After driving the several hours to Eureka, I stopped at Dick Taylor Craft Chocolate, as recommended by a co-worker. I spent more money there than I care to share here. Definitely stop here if you have the chance. Nothing else in Eureka looked interesting, so I kept going.

Finally making it to Klamath just after 6, I checked into my hotel room in this very unusual place. The hotel room itself looks pretty normal, but it is eerily quiet here. Only about 700 people live in Klamath, and this area only has two restaurants and one gas station.

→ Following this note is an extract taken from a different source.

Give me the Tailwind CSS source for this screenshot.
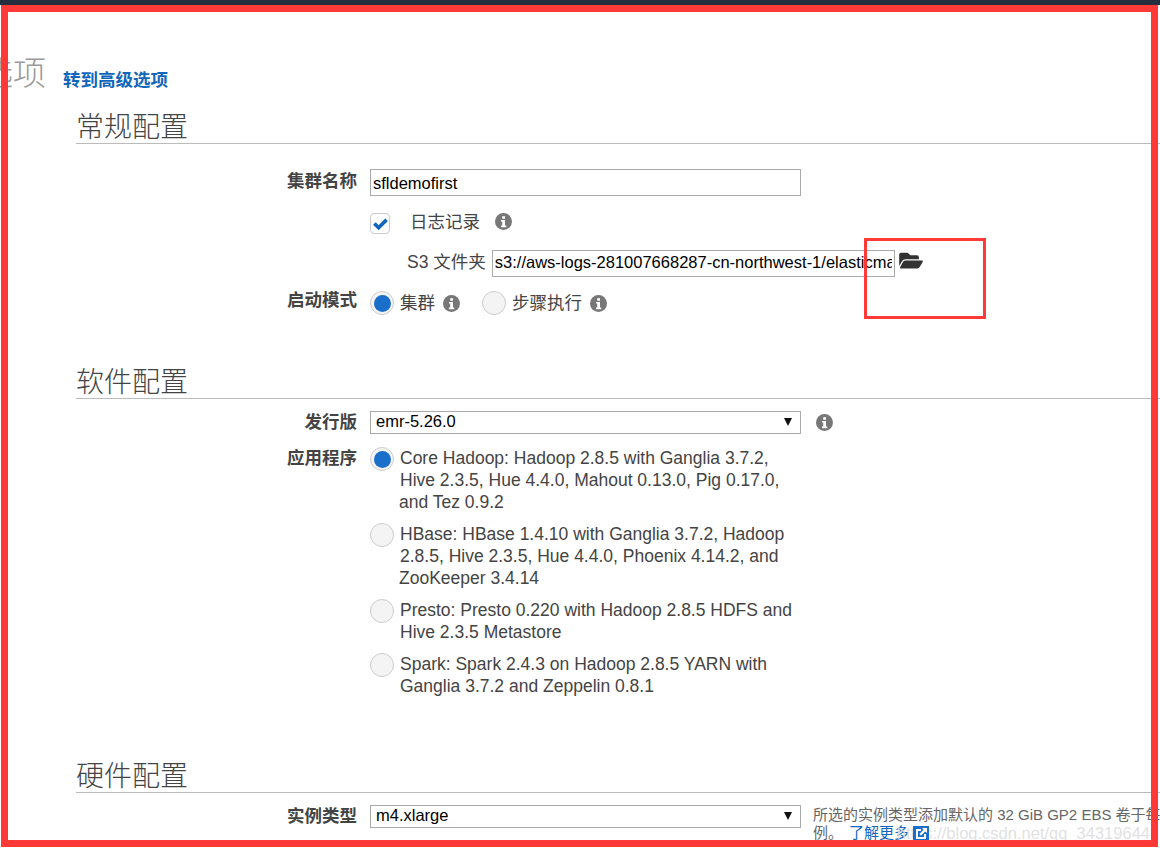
<!DOCTYPE html>
<html lang="zh-CN">
<head>
  <meta charset="UTF-8" />
  <title>创建集群 - 快速选项</title>
  <script src="https://cdn.jsdelivr.net/npm/@tailwindcss/browser@4"></script>
</head>
<body class="relative h-[851px] w-[1160px] overflow-hidden bg-white font-['Liberation_Sans','Noto_Sans_CJK_SC',sans-serif] text-[#444]">
  <div class="h-[5px] bg-[#232f3e]"></div>

  <main class="pl-[76px]">
    <!-- page title -->
    <div class="mt-[48px] -ml-[96px] flex h-[46px] items-start">
      <h1 class="text-[33px] leading-[42px] font-light text-[#999]">选项</h1>
      <a class="mt-[12px] ml-[17px] text-[17.5px] leading-[30px] font-bold text-[#1166bb]">转到高级选项</a>
    </div>

    <!-- general -->
    <h2 class="mt-[1px] h-[44px] border-b border-[#bbb] pt-[10px] text-[28px] leading-[36px] font-light">常规配置</h2>
    <div class="mt-[25px] flex">
      <label class="w-[281px] pt-[1px] text-right text-[17.5px] leading-[22px] font-bold">集群名称</label>
      <input value="sfldemofirst" class="ml-[13px] h-[27px] w-[431px] border border-[#aaa] px-[2px] pt-[2px] text-[16.5px] text-black" />
    </div>
    <div class="mt-[16px] ml-[294px] flex h-[22px] items-center">
      <span class="flex h-[21px] w-[20px] items-center justify-center rounded-[4px] border border-[#ccc] bg-white">
        <svg viewBox="0 0 16 16" class="h-[15px] w-[15px]"><path d="M1.5 8 6 12.5 14.5 4" fill="none" stroke="#1166bb" stroke-width="4"/></svg>
      </span>
      <span class="-mt-[2px] ml-[20px] text-[17.5px]">日志记录</span>
      <svg viewBox="0 0 16 16" class="-mt-[3px] ml-[15px] h-[17px] w-[17px]"><circle cx="8" cy="8" r="8" fill="#777"/><rect x="6.8" y="3" width="2.6" height="2.4" fill="#fff"/><path d="M5.6 6.6h3.8v5.2h1.2v1.5H5.6v-1.5h1.2V8.1H5.6z" fill="#fff"/></svg>
    </div>
    <div class="mt-[15px] ml-[331px] flex h-[28px] items-center">
      <span class="-mt-[2px] text-[17.5px]">S3 文件夹</span>
      <input value="s3://aws-logs-281007668287-cn-northwest-1/elasticmapreduce/" class="ml-[6px] h-[27px] w-[403px] border border-[#aaa] px-[2px] pb-[2px] text-[16.5px] text-black" />
      <svg viewBox="0 0 576 512" class="-mt-[6px] ml-[4px] h-[21px] w-[24px]"><path fill="#333" d="M572.694 292.093L500.27 416.248A63.997 63.997 0 0 1 444.989 448H45.025c-18.523 0-30.064-20.093-20.731-36.093l72.424-124.155A64 64 0 0 1 152 256h399.964c18.523 0 30.064 20.093 20.73 36.093zM152 224h328v-48c0-26.51-21.49-48-48-48H272l-64-64H48C21.49 64 0 85.49 0 112v278.046l69.077-118.418C86.214 242.25 117.989 224 152 224z"/></svg>
    </div>
    <div class="mt-[14px] flex">
      <label class="w-[281px] text-right text-[17.5px] leading-[19px] font-bold">启动模式</label>
      <div class="ml-[13px] flex h-[24px] items-center">
        <span class="flex h-[24px] w-[24px] items-center justify-center rounded-full border border-[#ccc] bg-[#f4f4f4]"><span class="h-[17px] w-[17px] rounded-full bg-[#1a6fcb]"></span></span>
        <span class="ml-[6px] text-[17.5px]">集群</span>
        <svg viewBox="0 0 16 16" class="ml-[8px] h-[17px] w-[17px]"><circle cx="8" cy="8" r="8" fill="#777"/><rect x="6.8" y="3" width="2.6" height="2.4" fill="#fff"/><path d="M5.6 6.6h3.8v5.2h1.2v1.5H5.6v-1.5h1.2V8.1H5.6z" fill="#fff"/></svg>
        <span class="ml-[22px] h-[24px] w-[24px] rounded-full border border-[#ccc] bg-[#f4f4f4]"></span>
        <span class="ml-[6px] text-[17.5px]">步骤执行</span>
        <svg viewBox="0 0 16 16" class="ml-[8px] h-[17px] w-[17px]"><circle cx="8" cy="8" r="8" fill="#777"/><rect x="6.8" y="3" width="2.6" height="2.4" fill="#fff"/><path d="M5.6 6.6h3.8v5.2h1.2v1.5H5.6v-1.5h1.2V8.1H5.6z" fill="#fff"/></svg>
      </div>
    </div>

    <!-- software -->
    <h2 class="mt-[40px] h-[44px] border-b border-[#bbb] pt-[10px] text-[28px] leading-[36px] font-light">软件配置</h2>
    <div class="mt-[12px] flex">
      <label class="w-[281px] text-right text-[17.5px] leading-[23px] font-bold">发行版</label>
      <div class="ml-[13px] flex h-[23px] w-[431px] items-center justify-between border border-[#aaa] bg-white pr-[8px] pb-[2px] pl-[5px] text-[16.5px] text-black">
        <span>emr-5.26.0</span>
        <svg viewBox="0 0 8 8" class="h-[8px] w-[8px]"><path d="M0 0h8L4 8z" fill="#111"/></svg>
      </div>
      <svg viewBox="0 0 16 16" class="mt-[3px] ml-[15px] h-[17px] w-[17px]"><circle cx="8" cy="8" r="8" fill="#777"/><rect x="6.8" y="3" width="2.6" height="2.4" fill="#fff"/><path d="M5.6 6.6h3.8v5.2h1.2v1.5H5.6v-1.5h1.2V8.1H5.6z" fill="#fff"/></svg>
    </div>
    <div class="mt-[13px] flex">
      <label class="w-[281px] text-right text-[17.5px] leading-[22px] font-bold">应用程序</label>
      <div class="ml-[13px] w-[440px] text-[17.5px] leading-[22px]">
        <div class="flex">
          <span class="flex h-[24px] w-[24px] shrink-0 items-center justify-center rounded-full border border-[#ccc] bg-[#f4f4f4]"><span class="h-[17px] w-[17px] rounded-full bg-[#1a6fcb]"></span></span>
          <p class="ml-[6px]">Core Hadoop: Hadoop 2.8.5 with Ganglia 3.7.2,<br>Hive 2.3.5, Hue 4.4.0, Mahout 0.13.0, Pig 0.17.0,<br><span class="-ml-px">and Tez 0.9.2</span></p>
        </div>
        <div class="mt-[10px] flex">
          <span class="h-[24px] w-[24px] shrink-0 rounded-full border border-[#ccc] bg-[#f4f4f4]"></span>
          <p class="ml-[6px]">HBase: HBase 1.4.10 with Ganglia 3.7.2, Hadoop<br>2.8.5, Hive 2.3.5, Hue 4.4.0, Phoenix 4.14.2, and<br><span class="-ml-px">ZooKeeper 3.4.14</span></p>
        </div>
        <div class="mt-[10px] flex">
          <span class="h-[24px] w-[24px] shrink-0 rounded-full border border-[#ccc] bg-[#f4f4f4]"></span>
          <p class="ml-[6px]">Presto: Presto 0.220 with Hadoop 2.8.5 HDFS and<br>Hive 2.3.5 Metastore</p>
        </div>
        <div class="mt-[10px] flex">
          <span class="h-[24px] w-[24px] shrink-0 rounded-full border border-[#ccc] bg-[#f4f4f4]"></span>
          <p class="ml-[6px]">Spark: Spark 2.4.3 on Hadoop 2.8.5 YARN with<br>Ganglia 3.7.2 and Zeppelin 0.8.1</p>
        </div>
      </div>
    </div>

    <!-- hardware -->
    <h2 class="mt-[52px] h-[44px] border-b border-[#bbb] pt-[10px] text-[28px] leading-[36px] font-light">硬件配置</h2>
    <div class="mt-[12px] flex">
      <label class="w-[281px] text-right text-[17.5px] leading-[23px] font-bold">实例类型</label>
      <div class="ml-[13px] flex h-[23px] w-[431px] shrink-0 items-center justify-between border border-[#aaa] bg-white pr-[8px] pb-[2px] pl-[5px] text-[16.5px] text-black">
        <span>m4.xlarge</span>
        <svg viewBox="0 0 8 8" class="h-[8px] w-[8px]"><path d="M0 0h8L4 8z" fill="#111"/></svg>
      </div>
      <div class="ml-[12px] w-[347px] shrink-0 pt-px text-[15px] leading-[18px] text-[#666]">
        <p class="whitespace-nowrap">所选的实例类型添加默认的 32 GiB GP2 EBS 卷于每个实</p>
        <p class="flex items-center whitespace-nowrap">例。<a class="ml-[6px] text-[#1166bb]">了解更多</a>
          <svg viewBox="0 0 16 16" class="relative z-10 ml-[4px] h-[16px] w-[16px]"><path d="M0 1h16v14H0z" fill="#1a6fcb"/><path d="M3 4h5v2H5v6h6V9h2v5H3z" fill="#fff"/><path d="M9 3h5v5l-1.8-1.6L8 10.5 6.5 9l4.1-4.2z" fill="#fff"/></svg>
        </p>
      </div>
    </div>
  </main>

  <!-- csdn watermark -->
  <span class="absolute top-[823px] right-[10px] text-[16.5px] leading-[20px] whitespace-nowrap text-[#ddd]/90">https://blog.csdn.net/qq_34319644</span>

  <!-- red annotation marks drawn on the screenshot -->
  <div class="pointer-events-none absolute top-[5px] left-[1px] z-20 h-[842px] w-[1157px] border-[7px] border-[#ff3838]"></div>
  <div class="pointer-events-none absolute top-[238px] left-[864px] z-20 h-[81px] w-[122px] border-[3px] border-[#ff3838]"></div>
</body>
</html>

I should be ready to leave pretty early tomorrow because there is nothing to do otherwise.

There are two hikes that I am aiming to do in Redwood National Park…actually, in the interest of not backtracking too much in the car, the hikes are in Prairie Creek Redwoods State Park. I drove by the trailhead earlier today. It’s basically just off the side of the road where there’s enough room for a few cars to park. I don’t expect that it will be too crowded.

It’s difficult to describe just how big these trees are

By 2pm, I plan to be on the road north to Grants Pass, Oregon, where I will be meeting my uncle’s brother for dinner.

Back on the Road

I spent much of today on the road, back on the 1 northbound. I departed Oakland shortly after 8 and immediately ran into massive traffic getting over the bridge into Marin County. Construction of some sort added about 30 minutes to what should have been just a few. After stopping by Starbucks for breakfast and REI for trekking poles, I made it to Reyes Point just before noon. It was pretty chilly, having dropped just below 60ºF with strong winds.

The Abbotts Lagoon Trail hike was more of a walk, with roughly three miles taking roughly an hour and a half. I didn’t see many animals or flowers, but I did see lots of sand dunes and reasonably large waves on the ocean side. At the start of the trail, I spotted a snake just before it spotted me. It scampered off quickly. I saw several small birds that weren’t afraid of people. There was a heron (I think) that was very non-photogenic. I didn’t see any Snowy Plovers despite much of the area being fenced off for their nesting.

Greens
Dunes

For lunch, I stopped by Side Street Kitchen in the town of Point Reyes Station for a delightful meal. Usually I don’t like vegetarian sandwiches as a concept—sandwiches generally are a vessel for eating meat protein—but this one was an exception. The Mt. Tam Baguette had a brie cheese from the creamery next door, honey crisp apples, fancy mustard, arugula, and melted leeks. It was very good.

After departing from Point Reyes Station, I was out of civilization for a long while. I had no cell service and passed by maybe five towns with populations ranges from 50 to 500. Basically, I just saw five gas stations, five grocery markets, and five restaurants from Point Reyes to Fort Bragg. I did stop by Bodega Bay for a quick ice cream, which was the worst ice cream of my trip, but it was still decent.

Bodega Bay

After about four hours of driving windy coastal roads, I made it to Fort Bragg, where there were Starbucks, multiple gas stations, multiple restaurants, shopping centers, all the signs of a decent sized town. It’s just after 8pm now and I’m in a hotel room eating a grocery store salad. It feels good not to eat at a restaurant for once.

Grocery store dinner

Tomorrow I’m planning to head north to Redwood National Park. I was so excited to hike some of the trails there until I saw the weather forecast: 100% chance of rain. So instead I may spend much of the day in Eureka, visiting a craft chocolate shop that a co-worker described as the “best chocolate ever”. Thankfully, I don’t need to be out of the Redwood National Park area until Friday afternoon, so I should be able to get in a hike Friday morning before passing into Oregon.